(Corrects Mumbai price in fifth paragraph.)
India, the world’s biggest sugar consumer, has increased imports as refiners seek to profit from a slump in global prices to the lowest level in more than two years, according to a producers’ group.
Overseas purchases of raw sugar for re-export and sale in the local market have totaled 700,000 metric tons since Oct. 1, Abinash Verma, director general of the Indian Sugar Mills Association, said in an interview. That’s more than the combined imports in the previous two years, according to U.S. Department of Agriculture data. Imports will increase in the coming months if the government doesn’t raise taxes, Verma said.
Sugar is heading for the second annual loss in New York, after the highest price in three decades in February last year spurred farmers to plant more cane. Rising Indian imports may help stem the 17 percent decline in prices this year and trim a third global glut. The loss in sugar contrasts with 18 percent gain in soybeans, 23 percent advance in wheat and 5.4 percent increase in the S&P GSCI Agriculture Index of eight commodities.
“The Indian consumer is paying higher than the world price,” said Narendra Murkumbi, managing director of Shree Renuka Sugars Ltd. (SHRS), the country’s biggest refiner, which is processing imported raw sugar at its two refineries with a combined capacity of 1.7 million tons. “The Indian industry has become uncompetitive because of high cane costs.”
Futures slumped to 18.31 cents a pound on ICE Futures U.S on Dec. 13, the lowest price for a most-active contract since Aug. 12, 2010, and ended at 19.23 cents yesterday. The contract for delivery in January on the National Commodity & Derivatives Exchange Ltd. fell 0.4 percent to 3,255 rupees ($59.34) per 100 kilograms at 12:15 a.m. in Mumbai.

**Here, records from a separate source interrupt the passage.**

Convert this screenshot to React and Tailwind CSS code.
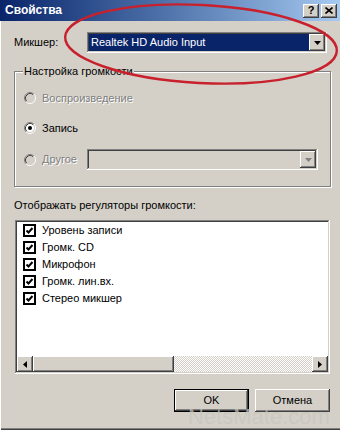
import React from 'react';

const raised =
  'shadow-[inset_-1px_-1px_0_#404040,inset_1px_1px_0_#fff,inset_-2px_-2px_0_#808080,inset_2px_2px_0_#d4d0c8]';
const sunken =
  'shadow-[inset_-1px_-1px_0_#fff,inset_1px_1px_0_#808080,inset_-2px_-2px_0_#d4d0c8,inset_2px_2px_0_#404040]';

const Radio = ({ checked, disabled }) => (
  <svg width="12" height="12" viewBox="0 0 12 12" className="shrink-0">
    <circle cx="6" cy="6" r="4.5" fill={disabled ? '#d4d0c8' : '#fff'} />
    <path d="M2.11 9.89A5.5 5.5 0 0 1 9.89 2.11" fill="none" stroke="#808080" />
    <path d="M9.89 2.11A5.5 5.5 0 0 1 2.11 9.89" fill="none" stroke="#fff" />
    <path d="M2.82 9.18A4.5 4.5 0 0 1 9.18 2.82" fill="none" stroke="#404040" />
    <path d="M9.18 2.82A4.5 4.5 0 0 1 2.82 9.18" fill="none" stroke="#d4d0c8" />
    {checked && <circle cx="6" cy="6" r="2" fill="#000" />}
  </svg>
);

const Check = () => (
  <svg width="13" height="13" viewBox="0 0 13 13" className="shrink-0">
    <rect x="1" y="1" width="11" height="11" fill="#fff" stroke="#000" strokeWidth="2" />
    <path d="M3.5 6.5L5.5 8.5L9.5 4" fill="none" stroke="#000" strokeWidth="2" />
  </svg>
);

const DropBtn = ({ disabled }) => (
  <div className={`flex h-[17px] w-[16px] shrink-0 items-center justify-center bg-[#d4d0c8] ${raised}`}>
    <svg width="7" height="4" viewBox="0 0 7 4">
      <polygon points="0,0 7,0 3.5,4" fill={disabled ? '#808080' : '#000'} />
    </svg>
  </div>
);

const items = ['Уровень записи', 'Громк. CD', 'Микрофон', 'Громк. лин.вх.', 'Стерео микшер'];

export default function App() {
  return (
    <div className="relative h-[430px] w-[340px] overflow-hidden bg-[#d4d0c8] font-['Liberation_Sans',Arial,sans-serif] text-[11px] leading-[13px] text-black shadow-[inset_1px_0_0_#fff,inset_0_-1px_0_#404040,inset_0_-2px_0_#808080]">
      {/* title bar */}
      <div className="flex h-[21px] items-center justify-between bg-linear-to-r from-[#0a246a] to-[#a6caf0] pl-[5px] pr-[3px]">
        <span className="text-[12px] font-bold text-white">Свойства</span>
        <div className="flex gap-[2px]">
          <div className={`flex h-[14px] w-[16px] items-center justify-center bg-[#d4d0c8] text-[11px] font-bold ${raised}`}>?</div>
          <div className={`flex h-[14px] w-[16px] items-center justify-center bg-[#d4d0c8] ${raised}`}>
            <svg width="8" height="7" viewBox="0 0 8 7">
              <path d="M0.5 0.5L7.5 6.5M7.5 0.5L0.5 6.5" stroke="#000" strokeWidth="1.6" />
            </svg>
          </div>
        </div>
      </div>

      <div className="pl-[14px]">
        {/* mixer */}
        <div className="mt-[11px] flex h-[21px] items-center">
          <span className="w-[73px]">Микшер:</span>
          <div className={`flex h-[21px] w-[240px] items-center bg-[#0a246a] p-[2px] ${sunken}`}>
            <span className="flex-1 pl-[2px] text-white">Realtek HD Audio Input</span>
            <DropBtn />
          </div>
        </div>

        {/* volume group */}
        <div className="relative mt-[18px] w-[317px] border border-[#808080] shadow-[inset_1px_1px_0_#fff,1px_1px_0_#fff]">
          <span className="absolute left-[8px] top-[-7px] bg-[#d4d0c8] px-[1px]">Настройка громкости</span>
          <div className="flex flex-col pb-[16px] pl-[9px] pt-[18px]">
            <div className="flex h-[16px] items-center gap-[6px] text-[#808080] [text-shadow:1px_1px_0_#fff]">
              <Radio disabled />
              <span>Воспроизведение</span>
            </div>
            <div className="mt-[14px] flex h-[16px] items-center gap-[6px]">
              <Radio checked />
              <span>Запись</span>
            </div>
            <div className="mt-[13px] flex h-[21px] items-center gap-[6px]">
              <Radio disabled />
              <span className="w-[39px] text-[#808080] [text-shadow:1px_1px_0_#fff]">Другое</span>
              <div className={`flex h-[21px] w-[231px] items-center justify-end bg-[#d4d0c8] p-[2px] ${sunken}`}>
                <DropBtn disabled />
              </div>
            </div>
          </div>
        </div>

        <div className="mt-[12px]">Отображать регуляторы громкости:</div>

        {/* list */}
        <div className={`ml-[1px] mt-[8px] flex h-[154px] w-[315px] flex-col bg-white p-[2px] ${sunken}`}>
          <div className="flex-1">
            {items.map((t) => (
              <div key={t} className="flex h-[17px] items-center gap-[6px] pl-[6px]">
                <Check />
                <span>{t}</span>
              </div>
            ))}
          </div>
          <div className="flex h-[16px]">
            <div className={`flex w-[16px] items-center justify-center bg-[#d4d0c8] ${raised}`}>
              <svg width="4" height="7" viewBox="0 0 4 7">
                <polygon points="4,0 4,7 0,3.5" fill="#000" />
              </svg>
            </div>
            <div className={`w-[141px] bg-[#d4d0c8] ${raised}`} />
            <div className="flex-1 bg-[length:2px_2px] bg-[image:repeating-conic-gradient(#d4d0c8_0_25%,#fff_0_50%)]" />
            <div className={`flex w-[16px] items-center justify-center bg-[#d4d0c8] ${raised}`}>
              <svg width="4" height="7" viewBox="0 0 4 7">
                <polygon points="0,0 0,7 4,3.5" fill="#000" />
              </svg>
            </div>
          </div>
        </div>

        {/* buttons */}
        <div className="ml-[160px] mt-[15px] flex gap-[6px]">
          <div className="h-[23px] w-[75px] border border-black">
            <div className={`flex h-full items-center justify-center bg-[#d4d0c8] ${raised}`}>OK</div>
          </div>
          <div className={`flex h-[23px] w-[75px] items-center justify-center bg-[#d4d0c8] ${raised}`}>Отмена</div>
        </div>
      </div>

      {/* watermark */}
      <span className="pointer-events-none absolute left-[188px] top-[406px] text-[22px] leading-[22px] text-[#c8c6bf] opacity-70">
        NetsMate.com
      </span>

      {/* red annotation */}
      <svg className="pointer-events-none absolute inset-0" width="340" height="430">
        <ellipse cx="201" cy="44" rx="136" ry="39" transform="rotate(3 201 44)" fill="none" stroke="#c8202c" strokeWidth="2.4" />
      </svg>
    </div>
  );
}
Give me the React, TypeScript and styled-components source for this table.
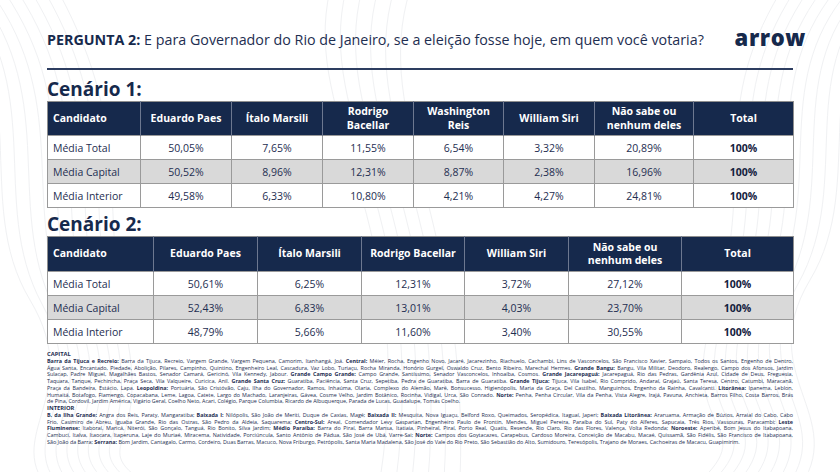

Sugar refined from the raw variety imported into Kandla, Haldia and Tamil Nadu ports costs about 32.5 rupees a kilogram, while mills in Uttar Pradesh spend 38 rupees and those in Maharashtra as much as 33 rupees, Verma said.
“When there is a surplus in the country, what is the need for imports?” said Vivek Saraogi, managing director of Balrampur Chini Mills Ltd. (BRCM), India’s second-biggest sugar maker. “Either imports should be banned or the duty should be hiked to 60 percent, otherwise you will be paying to Brazilian or Pakistani farmers instead of Indian farmers.”
Mills have petitioned the food ministry to raise the tax on imports of white and raw sugar to 60 percent from 10 percent to curb cheap inflows, Verma said. Mills are losing as much as 5 rupees on every kilogram (2.2 pounds) of sugar sold in the northern state of Uttar Pradesh, he said. The government will decide on the duty in the next 15 days, Food Minister K.V. Thomas said Dec. 13.
Production in the season that began Oct. 1 will probably total 24 million tons, exceeding annual demand of 22.5 million tons, according to the mills association. The nation had a stockpile of 6 million tons at the start of the 2012-2013 crop season, it said.
Mills in Uttar Pradesh, set to be India’s biggest sugar producer this year, may lose about 40 billion rupees in revenue in the year that began Oct. 1 as they sell the sweetener at below production costs after the state government raised cane prices by as much as 20 percent.
“If mills are unable to make money on sugar because of higher cane costs and cheaper imports, they will not be able to make payments to the farmers on time, which will impact planting next year,” Verma said.
India may become a net importer in 2013-2014 as production may fall about 10 percent, Shashidhar Payannavar, senior vice president at Agrocorp International Pte., said Dec. 18. World supplies may exceed demand by 10.98 million tons in the 2012- 2013 season, which began Oct. 1, 26 percent more than an August estimate, researcher Kingsman SA said Dec. 7. Morgan Stanley expects a 5.364 million-ton surplus.
“Imports are justified when there is a shortage,” Verma said. “India is producing more than its domestic requirement this year. There should not be any imports.”